Good to know. I just ordered the Kiko DVD so that'll probably keep me busy for awhile though.


----------



## Voodoo Turkey (Jun 5, 2010)

Kiko Loureiro is my favourite guitarist and Angra one of my favourite bands so I will be buying this DVD ASAP!! Still doubt i'll be able to play half of his stuff though haha!!


----------



## kmanick (Jun 5, 2010)

I love this guys playing.
I just ordered this DVD.
It's always nice to get different perspectives and approaches and ideas
from great players.
I'm totally into fusion lately too, so this is actually good timing for me.
thanks for posting this up.


----------



## Sang-Drax (Jun 7, 2010)

Even though I'm not much of a fan of his style, he's the most impressive guitarist I've ever seen live.
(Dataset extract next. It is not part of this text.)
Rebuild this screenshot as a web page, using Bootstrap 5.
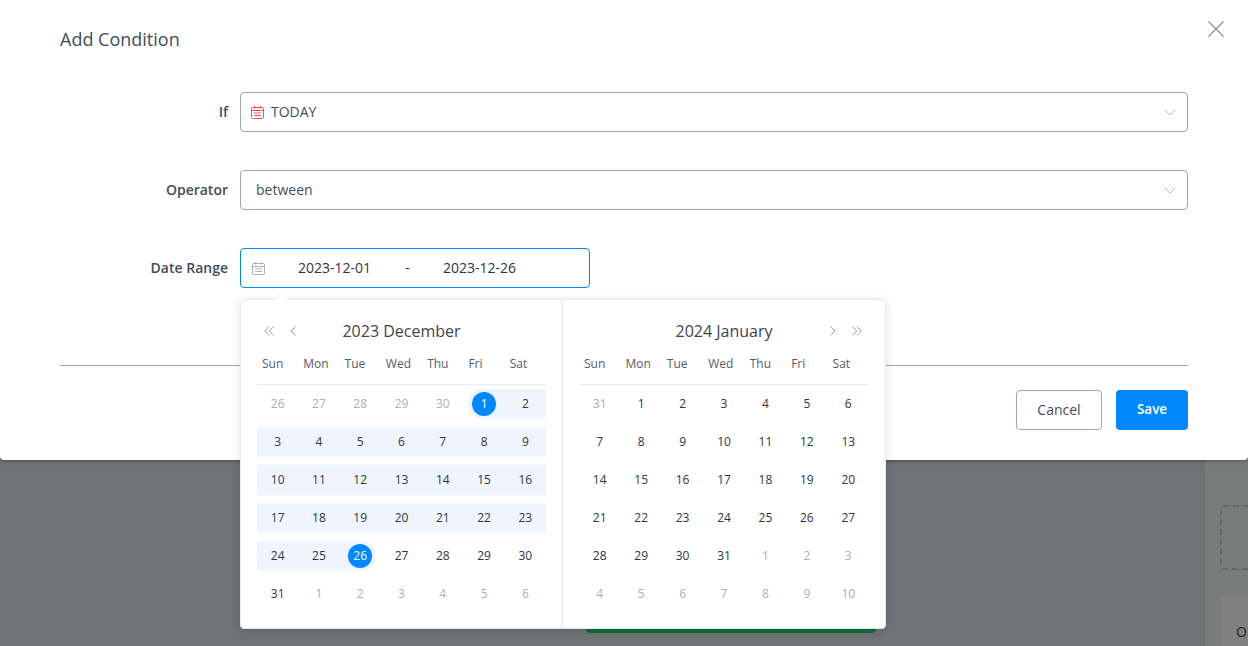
<!DOCTYPE html>
<html lang="en">
<head>
  <meta charset="UTF-8" />
  <title>Add Condition</title>
  <link href="https://cdn.jsdelivr.net/npm/bootstrap@5.3.0/dist/css/bootstrap.min.css" rel="stylesheet" />
  <style>
    html, body { height: 646px; overflow: hidden; }
    body { font-family: "Open Sans", sans-serif; font-size: 14px; color: #454c59; background: #6f7375; }
    .sheet { height: 460px; padding: 0 60px; background: #fff; border-radius: 0 0 4px 4px; box-shadow: 0 1px 4px rgba(0,0,0,.35); position: relative; z-index: 2; }
    .sheet-head { height: 92px; padding-top: 26px; }
    .sheet-title { font-size: 18px; line-height: 27px; font-weight: 400; color: #454c59; margin: 0; }
    .close-x { position: absolute; top: 21px; right: 24px; padding: 0; border: 0; background: none; line-height: 0; }
    .form-line { height: 40px; margin-bottom: 38px; }
    .form-line label { width: 168px; margin: -2px 12px 0 0; text-align: right; font-size: 14px; font-weight: 600; color: #454c59; }
    .field { height: 40px; border: 1px solid #9ca6b4; border-radius: 4px; padding: 0 11px 0 15px; font-size: 14px; color: #454c59; background: #fff; }
    .field.icon-first { padding-left: 10px; }
    .field.range { flex: 0 0 350px; border-color: #0088ff; padding-left: 11px; color: #2f3540; position: relative; }
    .field-text { margin-top: -2px; white-space: nowrap; }
    .today-icon { margin-right: 7px; }
    .range-from { margin-left: 33px; width: 73px; }
    .range-dash { margin-left: 34px; width: 38px; }
    .sheet-foot { border-top: 1px solid #9ca6b4; margin-top: 77px; padding-top: 24px; gap: 14px; }
    .btn-plain, .btn-blue { height: 40px; border-radius: 4px; padding: 0 0 2px; }
    .btn-plain { width: 86px; font-size: 14px; border: 1px solid #9ca6b4; color: #454c59; background: #fff; }
    .btn-blue { width: 72px; font-size: 13.5px; border: 0; font-weight: 600; color: #fff; background: #0088ff; }
    .picker { position: absolute; top: 50px; left: -1px; width: 646px; height: 330px; background: #fff; border: 1px solid #e6e8ee; border-radius: 4px; box-shadow: 0 2px 10px rgba(0,0,0,.12); z-index: 5; }
    .picker::before { content: ""; position: absolute; top: -5px; left: 36px; width: 9px; height: 9px; background: #fff; transform: rotate(45deg); box-shadow: -1px -1px 2px rgba(0,0,0,.04); }
    .month { width: 321px; padding: 17px 16px 0; }
    .month + .month { width: 323px; border-left: 1px solid #e4e6ea; }
    .month-head { display: grid; grid-template-columns: 1fr auto 1fr; align-items: center; height: 28px; }
    .month-name { font-size: 16px; color: #3d4452; }
    .nav-arrows { gap: 12px; padding: 0 7px; }
    .week, .days { display: grid; grid-template-columns: repeat(7, 1fr); }
    .week { height: 40px; padding-bottom: 1px; align-items: center; font-size: 12px; color: #555c68; border-bottom: 1px solid #e8eaf0; }
    .week span { padding-left: 5px; }
    .days { row-gap: 8px; padding-top: 4px; font-size: 12px; color: #2f3540; }
    .days > span { height: 30px; display: flex; align-items: center; justify-content: center; overflow: hidden; }
    .days .off { color: #a9aeb8; }
    .days .band { background: #f0f4fd; }
    .days .band-start { background: linear-gradient(to right, transparent 50%, #f0f4fd 50%); }
    .days .band-end { background: linear-gradient(to right, #f0f4fd 50%, transparent 50%); }
    .dot { width: 24px; height: 24px; line-height: 24px; text-align: center; border-radius: 50%; color: #fff; background: #0088ff; box-shadow: 0 0 0 4px #f0f4fd; font-weight: 500; }
    .under { height: 186px; }
    .under-main { flex: 1; padding: 163px 0 0 586px; }
    .green-strip { width: 290px; height: 10px; background: #0b6b3a; border-radius: 0 0 4px 4px; }
    .under-side { width: 44px; background: #7a7c7b; border-left: 1px solid #6d6f70; padding: 45px 0 0 15px; overflow: hidden; }
    .drop-box { width: 60px; height: 65px; border: 2px dashed #656767; border-radius: 3px; }
    .peek-card { width: 60px; height: 80px; margin: 26px 0 0 1px; padding: 25px 0 0 15px; background: #7f807f; border-radius: 3px; color: #1d1e1e; font-size: 14px; }
  </style>
</head>
<body>
  <div class="sheet">
    <div class="sheet-head">
      <h5 class="sheet-title">Add Condition</h5>
    </div>
    <button class="close-x" aria-label="Close">
      <svg width="16" height="16" viewBox="0 0 16 16" fill="none" stroke="#8a8f96" stroke-width="1.2"><path d="M.5.5l15 15M15.500.5l-15 15"/></svg>
    </button>

    <div class="form-line d-flex align-items-center">
      <label>If</label>
      <div class="field icon-first flex-grow-1 d-flex align-items-center">
        <svg class="today-icon" width="13" height="13" viewBox="0 0 13 13" fill="none" stroke="#f0525a"><rect x=".5" y="1.500" width="12" height="11" rx="1"/><path d="M.5 4.500h12M3.500 0v2.500M9.500 0v2.500M3 7h7M3 9.500h7" /></svg>
        <span class="field-text">TODAY</span>
        <svg class="ms-auto" width="12" height="7" viewBox="0 0 12 7" fill="none" stroke="#b4bac4"><path d="M.5.5L6 6l5.500-5.500"/></svg>
      </div>
    </div>

    <div class="form-line d-flex align-items-center">
      <label>Operator</label>
      <div class="field flex-grow-1 d-flex align-items-center">
        <span class="field-text">between</span>
        <svg class="ms-auto" width="12" height="7" viewBox="0 0 12 7" fill="none" stroke="#b4bac4"><path d="M.5.5L6 6l5.500-5.500"/></svg>
      </div>
    </div>

    <div class="form-line d-flex align-items-center">
      <label>Date Range</label>
      <div class="field range d-flex align-items-center">
        <svg width="13" height="13" viewBox="0 0 13 13" fill="none" stroke="#a9b1bd"><rect x=".5" y="1.500" width="12" height="11" rx="1"/><path d="M.5 4.500h12M3.500 0v2.500M9.500 0v2.500M3 7h7M3 9.500h7"/></svg>
        <span class="field-text range-from">2023-12-01</span>
        <span class="field-text range-dash">-</span>
        <span class="field-text">2023-12-26</span>

        <div class="picker d-flex">
          <div class="month">
            <div class="month-head">
              <div class="nav-arrows d-flex align-items-center">
                <svg width="10" height="10" viewBox="0 0 10 10" fill="none" stroke="#9aa0aa"><path d="M5 .5L.8 5 5 9.500M9.500.5L5.300 5l4.200 4.500"/></svg>
                <svg width="6" height="10" viewBox="0 0 6 10" fill="none" stroke="#9aa0aa" class="ms-1"><path d="M5.500.5L1 5l4.500 4.500"/></svg>
              </div>
              <span class="month-name">2023 December</span>
              <span></span>
            </div>
            <div class="week"><span>Sun</span><span>Mon</span><span>Tue</span><span>Wed</span><span>Thu</span><span>Fri</span><span>Sat</span></div>
            <div class="days">
              <span class="off">26</span><span class="off">27</span><span class="off">28</span><span class="off">29</span><span class="off">30</span><span class="band-start"><span class="dot">1</span></span><span class="band">2</span>
              <span class="band">3</span><span class="band">4</span><span class="band">5</span><span class="band">6</span><span class="band">7</span><span class="band">8</span><span class="band">9</span>
              <span class="band">10</span><span class="band">11</span><span class="band">12</span><span class="band">13</span><span class="band">14</span><span class="band">15</span><span class="band">16</span>
              <span class="band">17</span><span class="band">18</span><span class="band">19</span><span class="band">20</span><span class="band">21</span><span class="band">22</span><span class="band">23</span>
              <span class="band">24</span><span class="band">25</span><span class="band-end"><span class="dot">26</span></span><span>27</span><span>28</span><span>29</span><span>30</span>
              <span>31</span><span class="off">1</span><span class="off">2</span><span class="off">3</span><span class="off">4</span><span class="off">5</span><span class="off">6</span>
            </div>
          </div>
          <div class="month">
            <div class="month-head">
              <span></span>
              <span class="month-name">2024 January</span>
              <div class="nav-arrows d-flex align-items-center justify-content-end">
                <svg width="6" height="10" viewBox="0 0 6 10" fill="none" stroke="#9aa0aa" class="me-1"><path d="M.5.5L5 5 .5 9.500"/></svg>
                <svg width="10" height="10" viewBox="0 0 10 10" fill="none" stroke="#9aa0aa"><path d="M.5.5L4.700 5 .5 9.500M5 .5L9.200 5 5 9.500"/></svg>
              </div>
            </div>
            <div class="week"><span>Sun</span><span>Mon</span><span>Tue</span><span>Wed</span><span>Thu</span><span>Fri</span><span>Sat</span></div>
            <div class="days">
              <span class="off">31</span><span>1</span><span>2</span><span>3</span><span>4</span><span>5</span><span>6</span>
              <span>7</span><span>8</span><span>9</span><span>10</span><span>11</span><span>12</span><span>13</span>
              <span>14</span><span>15</span><span>16</span><span>17</span><span>18</span><span>19</span><span>20</span>
              <span>21</span><span>22</span><span>23</span><span>24</span><span>25</span><span>26</span><span>27</span>
              <span>28</span><span>29</span><span>30</span><span>31</span><span class="off">1</span><span class="off">2</span><span class="off">3</span>
              <span class="off">4</span><span class="off">5</span><span class="off">6</span><span class="off">7</span><span class="off">8</span><span class="off">9</span><span class="off">10</span>
            </div>
          </div>
        </div>
      </div>
    </div>

    <div class="sheet-foot d-flex justify-content-end">
      <button class="btn btn-plain">Cancel</button>
      <button class="btn btn-blue">Save</button>
    </div>
  </div>

  <div class="under d-flex">
    <div class="under-main"><div class="green-strip"></div></div>
    <div class="under-side">
      <div class="drop-box"></div>
      <div class="peek-card">O</div>
    </div>
  </div>
</body>
</html>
Overall, I like Rafael Bittencourt's leads better (that one being the other guitarist in Angra).


----------



## kmanick (Jun 10, 2010)

my Kiko DVD just cam in the mail today.
will review asap.


----------



## goth_fiend (Jun 20, 2010)

I just found it at guitar center yesterday, its pretty awesome sauce


----------



## unicornwarrior (Jun 21, 2010)

very useful video. Thanks for posting!


----------



## robotsatemygma (Jun 27, 2010)

Yuh that video was awesome!


----------



## BlackMetalVenom (Jul 5, 2010)

Thank you for posting these up, much appreciated and very useful.


----------